During a council workshop meeting last Wednesday, Development Director Steve Powers presented the council with the idea of transferring decision making regarding the most complex kind of permits from the city council to a hearing examiner. Under the proposal, elected officials would no longer have to hold quasi-judicial hearings to interpret regulations for any type of development permit.
“The advantage is,” Powers said, “we have an individual who is trained in land use acting in the capacity of a judge making the decision as to whether or not the rules are appropriately applied to this particular project.”
He added that transferring the decisions to a hearing examiner would remove emotion from the process. A hearing examiner is a “dispassionate” decision maker who, by code, doesn’t live in the community.
Emotions were on display at a council meeting in August at which the council approved a housing project for veterans and low-income people on Pioneer Way near the heart of the downtown area.
Prior to reaching the council, the city staff, the planning commission and the hearing examiner — who is experienced land-use attorney Michael Bobbink — reviewed the application and recommended that the council approve permits for the project, finding that it complied with city code.
Nevertheless, three of the four council members voted against the proposal, which had become controversial with people in the community who felt the proposed building had too little retail space for the downtown area and didn’t fit in with the character of the area.

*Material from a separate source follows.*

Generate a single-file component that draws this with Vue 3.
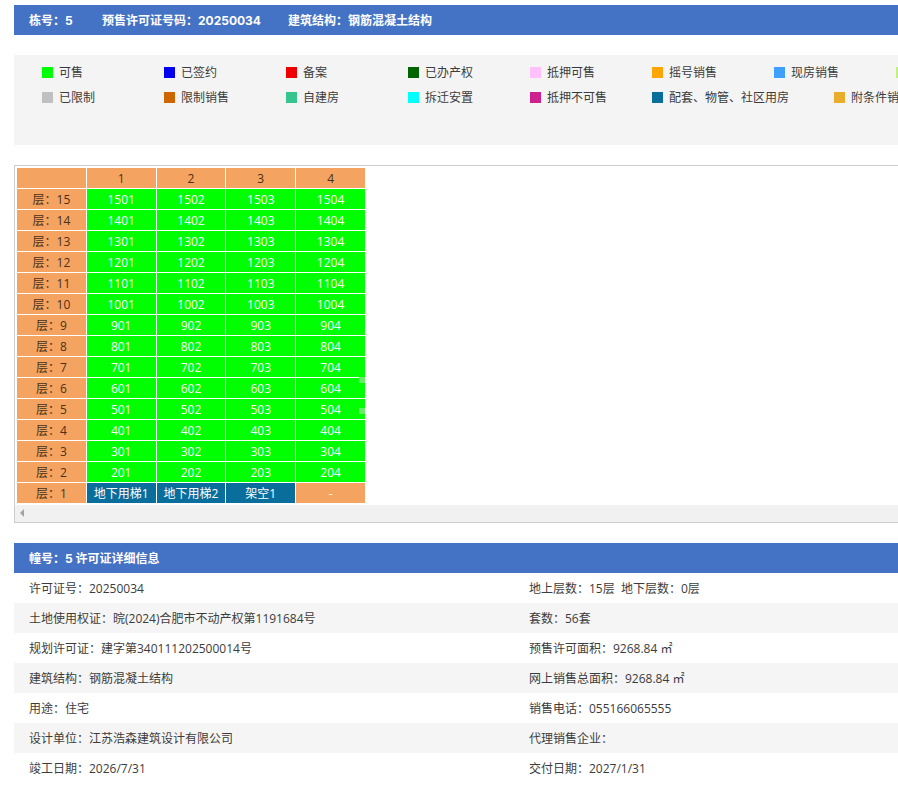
<script setup>
const legendRows = [
  [
    { name: "可售", color: "#00ff00" },
    { name: "已签约", color: "#0000ee" },
    { name: "备案", color: "#ee0000" },
    { name: "已办产权", color: "#006400" },
    { name: "抵押可售", color: "#ffc0fb" },
    { name: "摇号销售", color: "#ffa500" },
    { name: "现房销售", color: "#40a0ff" },
    { name: "", color: "#c0f080" }
  ],
  [
    { name: "已限制", color: "#c0c0c0" },
    { name: "限制销售", color: "#cd6600" },
    { name: "自建房", color: "#35c690" },
    { name: "拆迁安置", color: "#00ffff" },
    { name: "抵押不可售", color: "#cd1f90" },
    { name: "配套、物管、社区用房", color: "#0a6e9c" },
    { name: "附条件销售", color: "#e9ad2b" }
  ]
];

const columns = [1, 2, 3, 4];
const floors = [15, 14, 13, 12, 11, 10, 9, 8, 7, 6, 5, 4, 3, 2];

const details = [
  ["许可证号：20250034", "地上层数：15层  地下层数：0层"],
  ["土地使用权证：晥(2024)合肥市不动产权第1191684号", "套数：56套"],
  ["规划许可证：建字第340111202500014号", "预售许可面积：9268.84 ㎡"],
  ["建筑结构：钢筋混凝土结构", "网上销售总面积：9268.84 ㎡"],
  ["用途：住宅", "销售电话：055166065555"],
  ["设计单位：江苏浩森建筑设计有限公司", "代理销售企业："],
  ["竣工日期：2026/7/31", "交付日期：2027/1/31"]
];
</script>

<template>
  <div class="page">
    <div class="title-bar">
      <span class="t1">栋号：5</span>
      <span class="t2">预售许可证号码：20250034</span>
      <span>建筑结构：钢筋混凝土结构</span>
    </div>

    <div class="legend">
      <div class="legend-row" v-for="(row, i) in legendRows" :key="i">
        <div class="legend-item" v-for="item in row" :key="item.color">
          <i class="swatch" :style="{ background: item.color }"></i>
          <span>{{ item.name }}</span>
        </div>
      </div>
    </div>

    <div class="table-box">
      <div class="table-wrap">
        <table class="house-table">
          <tbody>
            <tr>
              <td class="head"></td>
              <td class="head" v-for="c in columns" :key="c">{{ c }}</td>
            </tr>
            <tr v-for="f in floors" :key="f">
              <td class="head">层：{{ f }}</td>
              <td class="sale" v-for="c in columns" :key="c">{{ f * 100 + c }}</td>
            </tr>
            <tr>
              <td class="head">层：1</td>
              <td class="other">地下用梯1</td>
              <td class="other">地下用梯2</td>
              <td class="other">架空1</td>
              <td class="empty">-</td>
            </tr>
          </tbody>
        </table>
        <i class="mark mark-a"></i>
        <i class="mark mark-b"></i>
      </div>
      <div class="scrollbar"><i class="arrow"></i></div>
    </div>

    <div class="title-bar detail-title">幢号：5 许可证详细信息</div>
    <div class="details">
      <div class="detail-row" v-for="(row, i) in details" :key="i">
        <div class="detail-cell">{{ row[0] }}</div>
        <div class="detail-cell">{{ row[1] }}</div>
      </div>
    </div>
  </div>
</template>

<style>
html, body {
  overflow: hidden;
  background: #fff;
}
</style>

<style scoped>
.page {
  width: 1000px;
  margin-left: 14px;
  padding-top: 5px;
  font-family: "Open Sans", "Noto Sans CJK SC", sans-serif;
  font-size: 12px;
  color: #3c3c3c;
}

.title-bar {
  height: 30px;
  line-height: 31px;
  padding-left: 15px;
  background: #4472c4;
  color: #fff;
  font-family: Inter, "Noto Sans CJK SC", sans-serif;
  font-weight: bold;
  white-space: pre;
}

.t1 {
  display: inline-block;
  width: 73px;
}

.t2 {
  display: inline-block;
  width: 186px;
}

.legend {
  height: 90px;
  margin-top: 20px;
  padding: 5px 0 0 28px;
  box-sizing: border-box;
  background: #f4f4f4;
}

.legend-row {
  display: flex;
  gap: 45px;
  height: 25px;
  line-height: 24px;
  white-space: nowrap;
}

.legend-item {
  display: flex;
  align-items: center;
  min-width: 77px;
}

.swatch {
  width: 11px;
  height: 11px;
  margin-right: 6px;
}

.table-box {
  margin-top: 20px;
  border: 1px solid #ccc;
  border-right: 0;
  height: 358px;
  box-sizing: border-box;
}

.table-wrap {
  position: relative;
  height: 339px;
  padding: 1px 0 0 1px;
  box-sizing: border-box;
}

.house-table {
  border-collapse: separate;
  border-spacing: 1px;
  table-layout: fixed;
  width: 350px;
  text-align: center;
  color: #fff;
}

.house-table td {
  height: 20px;
  padding: 2px 0 0;
  box-sizing: border-box;
  line-height: 18px;
  white-space: nowrap;
}

.house-table td.head {
  background: #f4a460;
  color: #4a3018;
}

.house-table td.sale {
  background: #00ff00;
}

.house-table td.other {
  background: #0a6e9c;
}

.house-table td.empty {
  background: #f4a460;
}

.mark {
  position: absolute;
  left: 344px;
  width: 6px;
  background: #66ee66;
}

.mark-a {
  top: 211px;
  height: 6px;
}

.mark-b {
  top: 242px;
  height: 6px;
}

.scrollbar {
  height: 17px;
  background: #f1f1f1;
  position: relative;
}

.arrow {
  position: absolute;
  left: 5px;
  top: 4px;
  border-style: solid;
  border-width: 4px 4px 4px 0;
  border-color: transparent #a3a3a3 transparent transparent;
}

.detail-title {
  margin-top: 20px;
}

.detail-row {
  display: flex;
  height: 30px;
  line-height: 31px;
}

.detail-row:nth-child(even) {
  background: #f5f5f5;
}

.detail-cell {
  width: 500px;
  padding-left: 15px;
  box-sizing: border-box;
  white-space: pre;
}
</style>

Wednesday, Powers explained the current process under which different kinds of development permits are approved.
Building permits and short plats, the simplest types of permits, are decided by city staff and can be appealed to the hearing examiner. Conditional use permits are decided by the hearing examiner
Preliminary plats, planned residential developments and certain types of site plans are decided by the city council after receiving recommendations from the planning commission or hearing examiner.
Any decision regarding development permits can be appealed to superior court. In the case of the low-income development downtown, the Oak Harbor Main Street Association opposed the project and appealed.

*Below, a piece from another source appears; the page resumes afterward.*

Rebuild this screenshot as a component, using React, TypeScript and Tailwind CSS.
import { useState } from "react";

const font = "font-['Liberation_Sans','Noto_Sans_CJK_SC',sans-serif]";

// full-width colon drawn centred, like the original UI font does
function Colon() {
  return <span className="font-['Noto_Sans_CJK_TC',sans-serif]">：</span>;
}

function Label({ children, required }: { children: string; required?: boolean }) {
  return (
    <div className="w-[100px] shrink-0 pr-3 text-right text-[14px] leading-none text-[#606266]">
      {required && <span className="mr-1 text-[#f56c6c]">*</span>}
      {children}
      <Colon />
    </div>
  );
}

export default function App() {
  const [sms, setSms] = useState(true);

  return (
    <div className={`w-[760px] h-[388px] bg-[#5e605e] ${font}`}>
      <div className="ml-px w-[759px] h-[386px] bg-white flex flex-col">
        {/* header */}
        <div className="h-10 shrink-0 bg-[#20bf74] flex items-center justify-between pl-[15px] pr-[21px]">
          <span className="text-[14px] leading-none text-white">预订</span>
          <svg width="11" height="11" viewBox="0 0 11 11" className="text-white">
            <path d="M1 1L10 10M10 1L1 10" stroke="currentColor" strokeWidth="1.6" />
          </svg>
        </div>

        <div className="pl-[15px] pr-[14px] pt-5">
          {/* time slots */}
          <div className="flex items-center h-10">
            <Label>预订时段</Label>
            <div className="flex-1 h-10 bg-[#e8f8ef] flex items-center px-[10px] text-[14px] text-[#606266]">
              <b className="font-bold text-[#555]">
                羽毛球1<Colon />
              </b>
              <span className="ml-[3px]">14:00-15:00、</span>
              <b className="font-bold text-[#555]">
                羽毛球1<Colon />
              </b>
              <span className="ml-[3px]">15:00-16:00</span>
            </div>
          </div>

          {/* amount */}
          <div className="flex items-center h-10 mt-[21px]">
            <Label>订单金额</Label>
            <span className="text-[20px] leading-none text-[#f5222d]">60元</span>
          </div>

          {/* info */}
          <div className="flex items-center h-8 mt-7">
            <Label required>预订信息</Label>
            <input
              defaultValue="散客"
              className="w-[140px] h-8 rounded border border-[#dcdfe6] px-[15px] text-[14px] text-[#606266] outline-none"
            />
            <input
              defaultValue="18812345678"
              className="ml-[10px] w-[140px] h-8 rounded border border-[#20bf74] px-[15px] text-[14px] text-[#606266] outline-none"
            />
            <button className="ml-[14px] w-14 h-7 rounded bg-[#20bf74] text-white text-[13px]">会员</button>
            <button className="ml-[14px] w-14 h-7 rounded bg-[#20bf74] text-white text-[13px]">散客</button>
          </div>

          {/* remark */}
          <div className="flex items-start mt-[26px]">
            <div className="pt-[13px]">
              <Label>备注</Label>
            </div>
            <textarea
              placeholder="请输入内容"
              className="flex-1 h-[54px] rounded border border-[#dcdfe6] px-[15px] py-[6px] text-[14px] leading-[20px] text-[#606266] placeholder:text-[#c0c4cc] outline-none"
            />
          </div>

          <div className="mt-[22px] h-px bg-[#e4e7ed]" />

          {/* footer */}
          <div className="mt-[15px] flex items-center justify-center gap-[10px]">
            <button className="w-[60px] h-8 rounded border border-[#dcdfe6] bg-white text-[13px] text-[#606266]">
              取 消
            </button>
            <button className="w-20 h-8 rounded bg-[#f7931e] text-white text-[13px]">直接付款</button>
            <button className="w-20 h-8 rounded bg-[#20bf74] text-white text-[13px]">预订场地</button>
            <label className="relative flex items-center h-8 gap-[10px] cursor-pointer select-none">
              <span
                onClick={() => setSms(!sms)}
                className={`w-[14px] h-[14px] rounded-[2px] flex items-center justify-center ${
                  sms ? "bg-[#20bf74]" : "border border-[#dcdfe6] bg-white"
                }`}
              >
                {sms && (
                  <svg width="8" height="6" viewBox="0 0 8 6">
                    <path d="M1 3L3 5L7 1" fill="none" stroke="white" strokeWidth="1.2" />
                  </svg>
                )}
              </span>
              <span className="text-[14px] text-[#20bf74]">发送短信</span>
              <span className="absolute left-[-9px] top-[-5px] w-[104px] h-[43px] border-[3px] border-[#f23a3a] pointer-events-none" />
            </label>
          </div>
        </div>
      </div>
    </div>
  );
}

Several council members spoke in support of Powers’ proposal to remove the city council from the process.
Councilman Jim Woessner pointed out that doing so would streamline and shorten the process for developers seeking necessary permits since they wouldn’t have to wait for available council meetings.
Councilwoman Erica Wasinger said she was OK with the hearing examiner making the final decision. She said the council’s focus should be on setting policy and regulations.
Councilman Bill Larsen discussed the fact that the city is out of step with most other municipalities that already have removed elected officials from the process.
Beth Munns expressed concerns because she felt council members wouldn’t know if regulations are working or not if they aren’t making such decisions.
Munns added that she was concerned about the hearing examiner’s decision in the low-income housing proposal; she said she didn’t learn anything from his written findings and conclusions because Bobbink didn’t address the many concerns brought forward.
“I felt like part of the process was just opinion,” she said. “And so maybe we need a new hearing examiner.”
Larsen, however, countered that the hearing examiner made the decision he had to under the law.
“It was the decision that should have been arrived at by any competent authority,” he said.